Tudor charmer who moved to the dark side: Harriet Castor and VIII


If you were going to write a novel based on the life of Henry VIII you’d probably have plenty of good ideas where to get some inspiration – after all, we all know about Henry VIII, right?

You might begin with history books (lots of research). Looking at lots of portraits painted of the period. Yes. Good plan.

But would you think of . . . the Star Wars films? Darth Vadar? A biography of Elvis Presley?

Harriet Castor’s fearless historical novel, ‘VIII’ is told in the first person through the eyes of Henry (Hal) himself, allowing us to walk in Henry’s shoes. It gives us a view of a gifted and handsome young man with high ideals who becomes increasingly morally corrupt.

In a talk to the Oxford Children’s Book Group on April 30, Harriet Castor, who has a lifelong fascination with tudor history, explained the long journey she had before being convinced she had something genuinely new to say, and tackling her novel.

The result is a gripping narrative that many won’t recognise as the story of Henry VIII. In making this a fresh novel for teens, Harriet Castor has managed to convince us why a brilliant youth, noted for his sporting prowess and his looks, was to turn into the figure we all recognise.

It was the psychology that intrigued the author, who aimed to write something that succeeded by being historically accurate, but not a history lesson disguised as a novel, or even a novel that only people interested in tudor history would read.

What we are given is a novel that shows us what we find in common that helps us understand people living 500 years ago, rather than focusing on all the elements that were very different about their lives.

‘The image we have of him comes only from the last fifteen years of his life, but despite the huge gap of 500 years I felt there was much we could relate to about the huge pressure he was under and all the seeds that were sown in his teenage years,’ says Castor.

The story focuses on Henry’s teenage years – the formative part of his life and is, at its heart, a mythic fallen angel story – a version that resonates with many current teen reads.

It’s an incredible novel not just because of managing to say something new about a well worn period of history, but because readers will be able to relate to the demons that plagued Henry and get swept up in understanding what turned a teenage boy full of promise into the paranoid tyrant everyone knows from the history books, as all his early promise steadfastly remains unfulfilled.

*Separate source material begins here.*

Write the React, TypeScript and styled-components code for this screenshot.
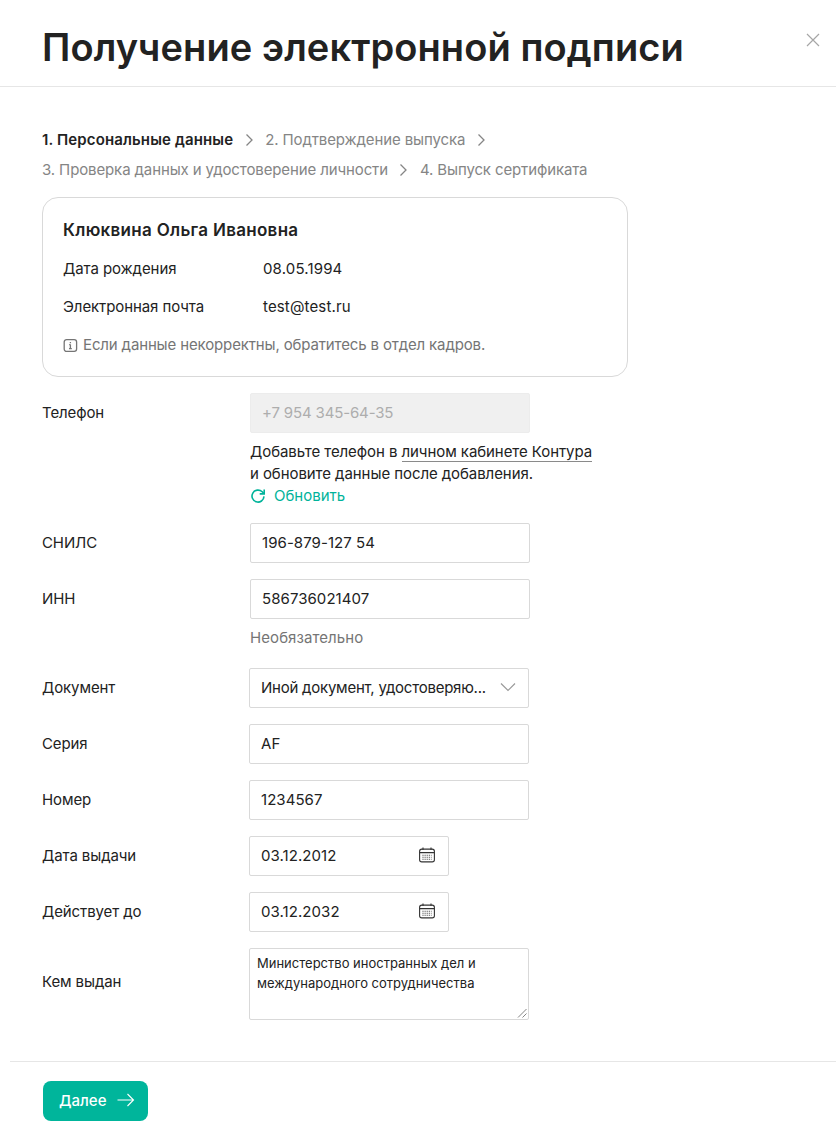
import React from "react";
import styled, { createGlobalStyle } from "styled-components";

const Global = createGlobalStyle`
  html, body { margin: 0; padding: 0; background: #fff; }
  body { font-family: Inter, "Noto Sans", sans-serif; color: #222; font-size: 15px; overflow: hidden; }
  * { box-sizing: border-box; }
`;

const Page = styled.div`
  width: 836px;
  height: 1146px;
  display: flex;
  flex-direction: column;
`;
const Header = styled.header`
  height: 87px;
  border-bottom: 1px solid #e6e6e6;
  padding: 0 16px 0 42px;
  display: flex;
  justify-content: space-between;
`;
const Title = styled.h1`
  margin: 24px 0 0;
  font-family: Inter, sans-serif;
  font-size: 38px;
  line-height: 46px;
  font-weight: 600;
  color: #222;
  letter-spacing: 0.1px;
`;
const Close = styled.button`
  border: 0;
  background: none;
  padding: 0;
  margin-top: 33px;
  width: 14px;
  height: 14px;
  display: flex;
  color: #a6a6a6;
`;
const Body = styled.main`
  flex: 1;
  padding: 38px 0 0 42px;
  display: flex;
  flex-direction: column;
`;
const Steps = styled.nav`
  width: 586px;
  display: flex;
  flex-wrap: wrap;
  align-items: center;
  font-size: 15px;
  line-height: 30px;
  margin-bottom: 12px;
`;
const Step = styled.span<{ $active?: boolean }>`
  color: ${(p) => (p.$active ? "#222" : "#858585")};
  font-weight: ${(p) => (p.$active ? 600 : 400)};
  letter-spacing: ${(p) => (p.$active ? "0.13px" : "-0.12px")};
`;
const StepChevron = styled.span`
  width: 32px;
  display: flex;
  justify-content: center;
  color: #858585;
`;
const Break = styled.span`
  flex-basis: 100%;
  height: 0;
`;
const Card = styled.section`
  width: 586px;
  height: 180px;
  border: 1px solid #d9d9d9;
  border-radius: 16px;
  padding: 20px 20px 0;
  margin-bottom: 16px;
`;
const Name = styled.div`
  font-size: 17px;
  line-height: 24px;
  font-weight: 600;
  letter-spacing: 0.3px;
  margin-bottom: 16px;
`;
const InfoRow = styled.div`
  display: flex;
  height: 38px;
  line-height: 22px;
  font-size: 15px;
`;
const InfoLabel = styled.span`
  width: 200px;
  letter-spacing: -0.09px;
`;
const InfoValue = styled.span`
  letter-spacing: 0.15px;
`;
const Note = styled.div`
  display: flex;
  align-items: center;
  gap: 5px;
  color: #757575;
  line-height: 22px;
  font-size: 15px;
  letter-spacing: -0.14px;
`;
const Row = styled.div<{ $gap?: number }>`
  display: flex;
  align-items: flex-start;
  margin-bottom: ${(p) => p.$gap ?? 16}px;
`;
const Label = styled.label<{ $col?: number; $h?: number }>`
  width: ${(p) => p.$col ?? 207}px;
  flex: none;
  height: ${(p) => p.$h ?? 38}px;
  display: flex;
  align-items: center;
  font-size: 15px;
  letter-spacing: -0.1px;
`;
const FieldCol = styled.div`
  display: flex;
  flex-direction: column;
`;
const Box = styled.div<{ $w?: number; $disabled?: boolean; $tight?: boolean }>`
  width: ${(p) => p.$w ?? 280}px;
  height: 40px;
  border: 1px solid ${(p) => (p.$disabled ? "#ececec" : "#d9d9d9")};
  border-radius: 2px;
  background: ${(p) => (p.$disabled ? "#f0f0f0" : "#fff")};
  color: ${(p) => (p.$disabled ? "#adadad" : "#222")};
  padding: 0 12px 2px 11px;
  display: flex;
  align-items: center;
  justify-content: space-between;
  font-size: 15px;
  letter-spacing: ${(p) => (p.$tight ? "-0.24px" : p.$disabled ? "-0.15px" : "0.06px")};
`;
const Hint = styled.div`
  margin-top: 8px;
  line-height: 22px;
  font-size: 15px;
  color: #222;
  letter-spacing: -0.07px;
`;
const Link = styled.a`
  color: #222;
  border-bottom: 1px solid #8a8a8a;
`;
const Refresh = styled.div`
  display: flex;
  align-items: center;
  gap: 8px;
  color: #00b39a;
  line-height: 22px;
  font-size: 15px;
`;
const Optional = styled.div`
  margin-top: 8px;
  line-height: 22px;
  font-size: 15px;
  color: #757575;
  letter-spacing: 0.08px;
`;
const TextArea = styled.div`
  position: relative;
  width: 280px;
  height: 72px;
  border: 1px solid #d9d9d9;
  border-radius: 2px;
  padding: 4px 7px;
  font-size: 13px;
  line-height: 20px;
`;
const Grip = styled.svg`
  position: absolute;
  right: 1px;
  bottom: 1px;
`;
const Footer = styled.footer`
  height: 85px;
  margin-left: 10px;
  border-top: 1px solid #e6e6e6;
  padding: 19px 0 0 33px;
`;
const NextButton = styled.button`
  width: 105px;
  height: 40px;
  border: 0;
  border-radius: 8px;
  background: #00b59b;
  color: #fff;
  font-family: inherit;
  font-size: 15px;
  font-weight: 500;
  display: flex;
  align-items: center;
  gap: 11px;
  padding: 0 0 2px 16px;
`;

const Chevron = () => (
  <svg width="9" height="14" viewBox="0 0 9 14" fill="none" stroke="currentColor" strokeWidth="1.3">
    <path d="M1.5 1.5 7 7l-5.5 5.5" />
  </svg>
);
const Calendar = () => (
  <svg width="18" height="18" viewBox="0 0 18 18" fill="none" stroke="#333" strokeWidth="1.1">
    <rect x="1.6" y="3.1" width="14.8" height="12.8" rx="2.2" />
    <path d="M1.6 6.6h14.8M5 1.4v2.6M13 1.4v2.6" />
    <path d="M4.5 9.2h9M4.5 11.2h9M4.5 13.2h9" strokeDasharray="1 1.1" />
  </svg>
);

export default function App() {
  return (
    <Page>
      <Global />
      <Header>
        <Title>Получение электронной подписи</Title>
        <Close aria-label="Закрыть">
          <svg width="14" height="14" viewBox="0 0 14 14" fill="none" stroke="currentColor" strokeWidth="1.2">
            <path d="M1 1l12 12M13 1 1 13" />
          </svg>
        </Close>
      </Header>
      <Body>
        <Steps>
          <Step $active>1. Персональные данные</Step>
          <StepChevron><Chevron /></StepChevron>
          <Step>2. Подтверждение выпуска</Step>
          <StepChevron><Chevron /></StepChevron>
          <Break />
          <Step>3. Проверка данных и удостоверение личности</Step>
          <StepChevron><Chevron /></StepChevron>
          <Step>4. Выпуск сертификата</Step>
        </Steps>
        <Card>
          <Name>Клюквина Ольга Ивановна</Name>
          <InfoRow><InfoLabel>Дата рождения</InfoLabel><InfoValue>08.05.1994</InfoValue></InfoRow>
          <InfoRow><InfoLabel>Электронная почта</InfoLabel><InfoValue>test@test.ru</InfoValue></InfoRow>
          <Note>
            <svg width="15" height="15" viewBox="0 0 15 15" fill="none" stroke="#757575" strokeWidth="1.3">
              <rect x="1.2" y="1.6" width="12.4" height="11.8" rx="2.4" />
              <path d="M7.4 6.6v4M6 10.7h2.8M6.2 6.6h1.2M7.4 4v1.2" />
            </svg>
            Если данные некорректны, обратитесь в отдел кадров.
          </Note>
        </Card>
        <Row $gap={16}>
          <Label $col={208}>Телефон</Label>
          <FieldCol>
            <Box $disabled>+7 954 345-64-35</Box>
            <Hint>
              Добавьте телефон в <Link>личном кабинете Контура</Link>
              <br />и обновите данные после добавления.
            </Hint>
            <Refresh>
              <svg width="16" height="16" viewBox="0 0 16 16" fill="none" stroke="currentColor" strokeWidth="1.6">
                <path d="M14 8.4a6 6 0 1 1-1.8-4.6l1.8 1.8" />
                <path d="M14.2 1.4v4.5H9.7" />
              </svg>
              Обновить
            </Refresh>
          </FieldCol>
        </Row>
        <Row>
          <Label $col={208}>СНИЛС</Label>
          <Box>196-879-127 54</Box>
        </Row>
        <Row $gap={19}>
          <Label $col={208}>ИНН</Label>
          <FieldCol>
            <Box>586736021407</Box>
            <Optional>Необязательно</Optional>
          </FieldCol>
        </Row>
        <Row>
          <Label>Документ</Label>
          <Box $tight>
            Иной документ, удостоверяю...
            <svg width="16" height="10" viewBox="0 0 16 10" fill="none" stroke="#9a9a9a" strokeWidth="1.2">
              <path d="M1 1.5 8 8.5l7-7" />
            </svg>
          </Box>
        </Row>
        <Row>
          <Label>Серия</Label>
          <Box>AF</Box>
        </Row>
        <Row>
          <Label>Номер</Label>
          <Box>1234567</Box>
        </Row>
        <Row>
          <Label>Дата выдачи</Label>
          <Box $w={200}>03.12.2012<Calendar /></Box>
        </Row>
        <Row>
          <Label>Действует до</Label>
          <Box $w={200}>03.12.2032<Calendar /></Box>
        </Row>
        <Row $gap={0}>
          <Label $h={66}>Кем выдан</Label>
          <TextArea>
            Министерство иностранных дел и международного сотрудничества
            <Grip width="10" height="10" viewBox="0 0 10 10" fill="none" stroke="#777" strokeWidth="0.9">
              <path d="M1 9.5 9.5 1M5.5 9.5l4-4" />
            </Grip>
          </TextArea>
        </Row>
      </Body>
      <Footer>
        <NextButton>
          Далее
          <svg width="18" height="14" viewBox="0 0 18 14" fill="none" stroke="#fff" strokeWidth="1.1">
            <path d="M0.5 7h16M10.5 1l6 6-6 6" />
          </svg>
        </NextButton>
      </Footer>
    </Page>
  );
}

As well as being a cracking book and something different for teens, the ease with which she writes about the period means it will also appeal to anyone who loves Tudor history, or wants to discover another side to a figure we all think we know.

Five questions with . . . Harriet Castor's writing life

Harriet has written more than 40 books, getting her first book published when she was just twelve (surely got to be some sort of a record) – Like many children, she had hand-written (and illustrated) a story about a cat. Only she not only persuaded her mother to send it to a publisher, but the publisher was looking for just that sort of simple story to publish as an early reader . . .  Her latest book is her first for teens – 'VIII'.

1.    What are you working on at the moment?

A series of two books about two sisters, Queen Mary I and Queen Elizabeth I.

2.    What is the best writing tip you’ve ever been given?

Just get on with it.

3.    What’s the best thing and the worst thing about being a children’s writer?

The best thing is that the audience is so fresh and open. The worst is probably that some people tend to presume that you do it because you can’t write for adults –  they think it is the easier option, rather than that you might have taken a positive choice.

4.    Do you have a writer’s survival kit, eg a place, thing or snack essential before you can start work?

A thermos of strong coffee. I have to make it myself and it has to be quite right. If it is cold I also wear my dressing gown which I put on over my clothes. I apparently need to create a lot of mess and apparently have to have an extremely messy desk which becomes a mess on the floor. By the time I have drunk the coffee it is about lunchtime and I have had enough.

5.    What was your biggest breakthrough?

Having ‘Fat Puss’ published at the age of twelve.  I never had to go through the experience of years and years of trying to get published as it meant what I wrote got read.